**Task description**
Transcribe the listing exactly, leaving out every picture.

※

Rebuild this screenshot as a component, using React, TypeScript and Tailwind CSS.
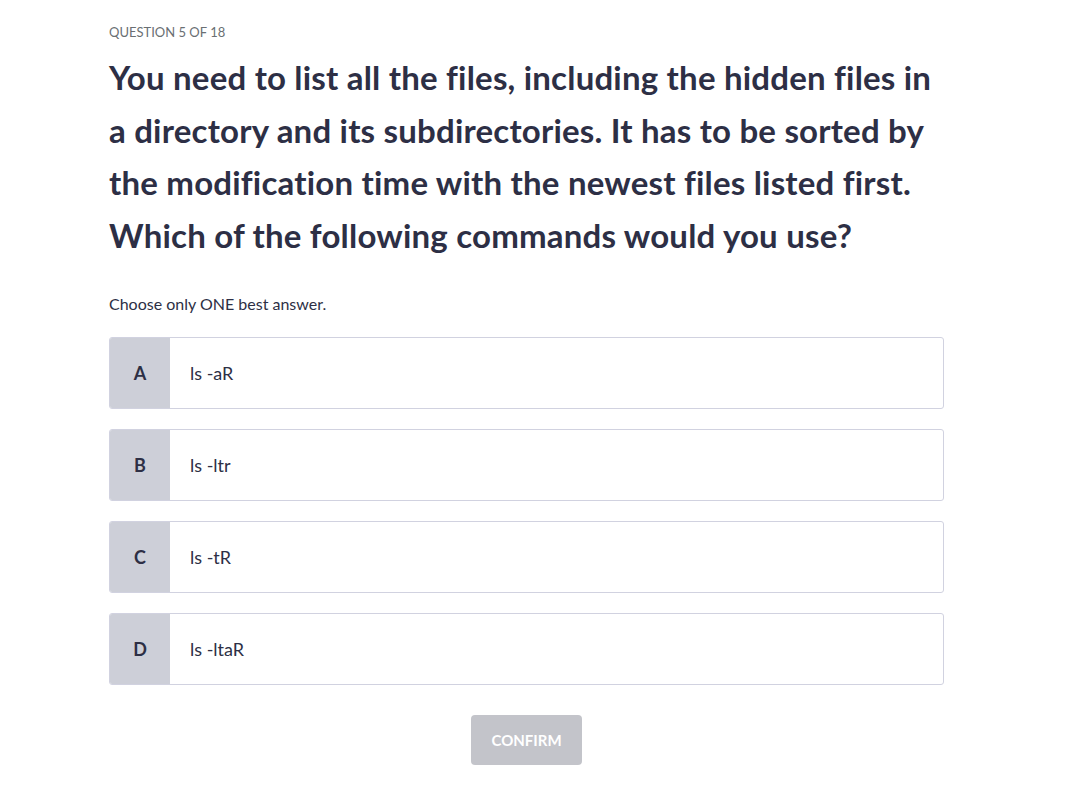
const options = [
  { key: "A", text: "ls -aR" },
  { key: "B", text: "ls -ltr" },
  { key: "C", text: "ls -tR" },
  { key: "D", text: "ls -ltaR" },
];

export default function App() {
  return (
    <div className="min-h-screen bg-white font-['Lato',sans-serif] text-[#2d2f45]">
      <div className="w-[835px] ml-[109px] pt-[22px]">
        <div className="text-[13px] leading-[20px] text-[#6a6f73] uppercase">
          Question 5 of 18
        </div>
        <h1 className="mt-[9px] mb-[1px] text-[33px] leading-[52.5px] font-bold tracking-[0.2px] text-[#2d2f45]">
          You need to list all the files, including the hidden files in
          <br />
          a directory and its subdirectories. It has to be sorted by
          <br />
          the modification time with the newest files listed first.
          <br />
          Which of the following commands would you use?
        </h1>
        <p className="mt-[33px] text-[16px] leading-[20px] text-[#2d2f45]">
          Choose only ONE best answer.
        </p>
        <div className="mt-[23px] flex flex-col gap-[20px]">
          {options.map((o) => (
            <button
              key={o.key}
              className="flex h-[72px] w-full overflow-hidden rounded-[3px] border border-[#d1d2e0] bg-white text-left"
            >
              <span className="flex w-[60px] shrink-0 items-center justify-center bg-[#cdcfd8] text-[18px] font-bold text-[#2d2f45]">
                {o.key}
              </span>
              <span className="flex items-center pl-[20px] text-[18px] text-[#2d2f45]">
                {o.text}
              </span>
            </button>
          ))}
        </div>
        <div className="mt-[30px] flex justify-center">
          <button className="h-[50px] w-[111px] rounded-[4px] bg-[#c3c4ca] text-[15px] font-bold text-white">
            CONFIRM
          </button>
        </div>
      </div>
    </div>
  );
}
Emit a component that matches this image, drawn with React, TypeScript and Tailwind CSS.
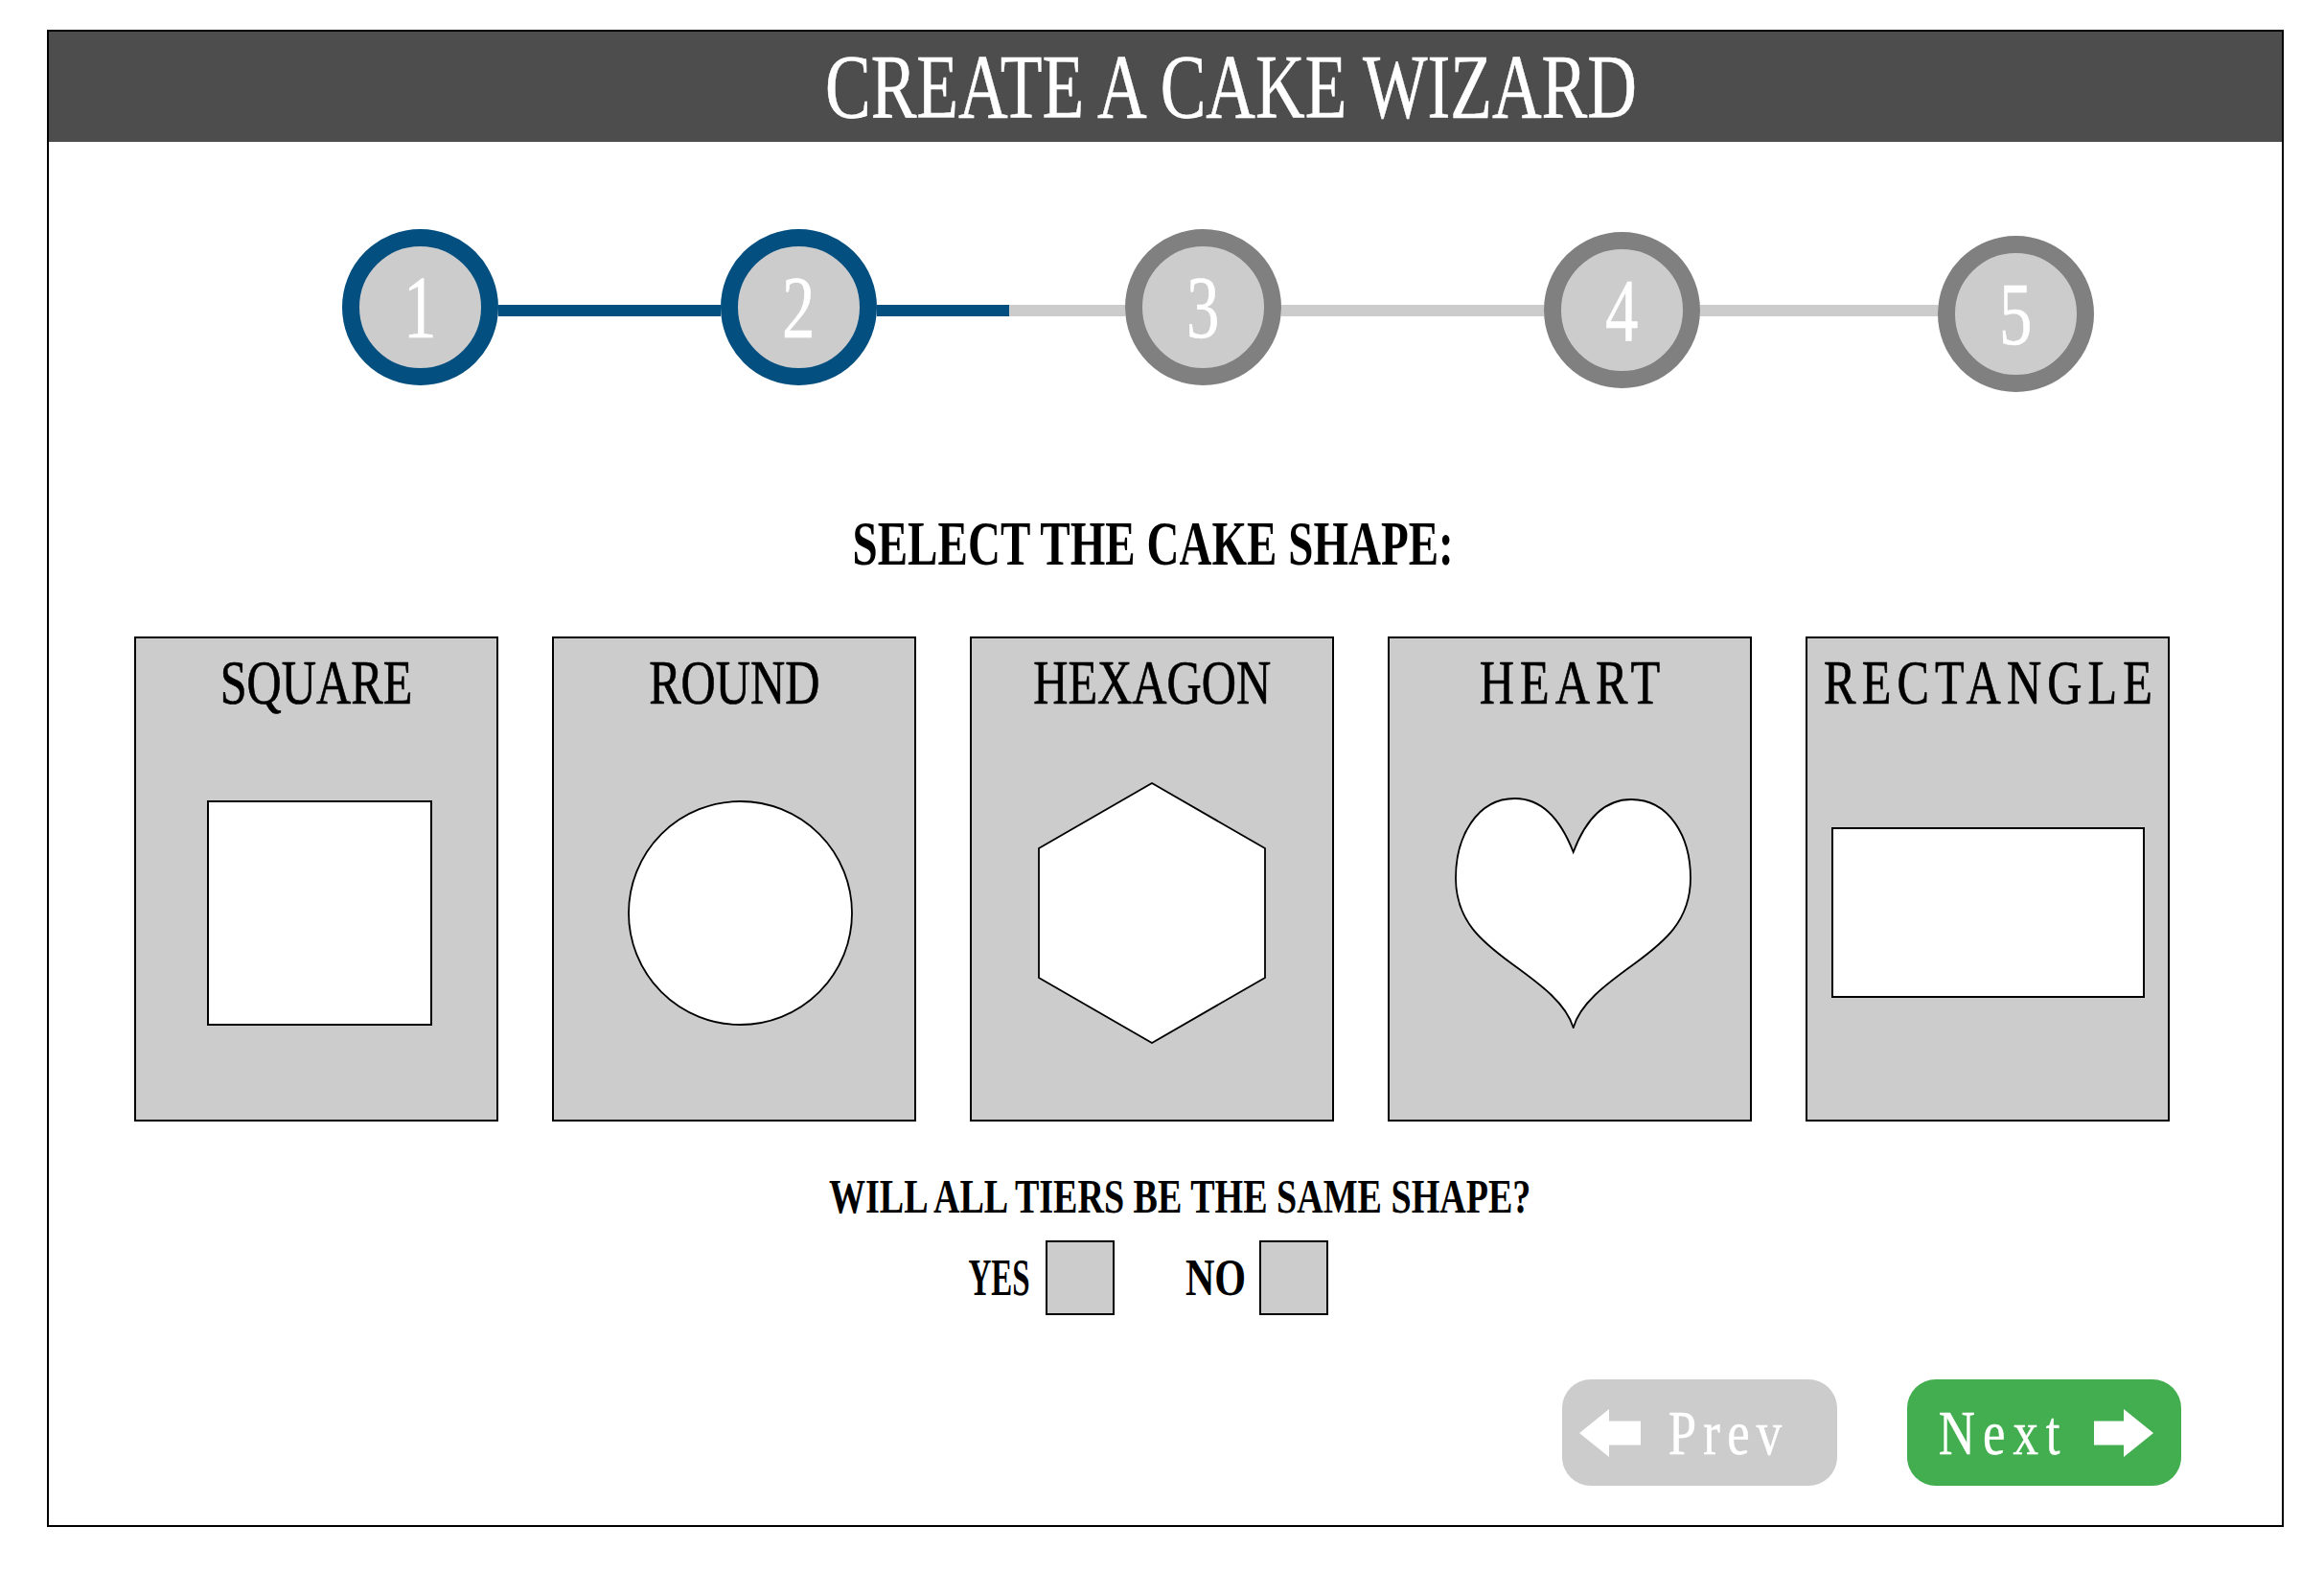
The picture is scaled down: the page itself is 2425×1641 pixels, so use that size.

※

**Final result**
Rebuild this screenshot as a component, using React, TypeScript and Tailwind CSS.
const options = [
  { key: "A", text: "ls -aR" },
  { key: "B", text: "ls -ltr" },
  { key: "C", text: "ls -tR" },
  { key: "D", text: "ls -ltaR" },
];

export default function App() {
  return (
    <div className="min-h-screen bg-white font-['Lato',sans-serif] text-[#2d2f45]">
      <div className="w-[835px] ml-[109px] pt-[22px]">
        <div className="text-[13px] leading-[20px] text-[#6a6f73] uppercase">
          Question 5 of 18
        </div>
        <h1 className="mt-[9px] mb-[1px] text-[33px] leading-[52.5px] font-bold tracking-[0.2px] text-[#2d2f45]">
          You need to list all the files, including the hidden files in
          <br />
          a directory and its subdirectories. It has to be sorted by
          <br />
          the modification time with the newest files listed first.
          <br />
          Which of the following commands would you use?
        </h1>
        <p className="mt-[33px] text-[16px] leading-[20px] text-[#2d2f45]">
          Choose only ONE best answer.
        </p>
        <div className="mt-[23px] flex flex-col gap-[20px]">
          {options.map((o) => (
            <button
              key={o.key}
              className="flex h-[72px] w-full overflow-hidden rounded-[3px] border border-[#d1d2e0] bg-white text-left"
            >
              <span className="flex w-[60px] shrink-0 items-center justify-center bg-[#cdcfd8] text-[18px] font-bold text-[#2d2f45]">
                {o.key}
              </span>
              <span className="flex items-center pl-[20px] text-[18px] text-[#2d2f45]">
                {o.text}
              </span>
            </button>
          ))}
        </div>
        <div className="mt-[30px] flex justify-center">
          <button className="h-[50px] w-[111px] rounded-[4px] bg-[#c3c4ca] text-[15px] font-bold text-white">
            CONFIRM
          </button>
        </div>
      </div>
    </div>
  );
}
Emit a component that matches this image, drawn with React, TypeScript and Tailwind CSS.
The picture is scaled down: the page itself is 2425×1641 pixels, so use that size.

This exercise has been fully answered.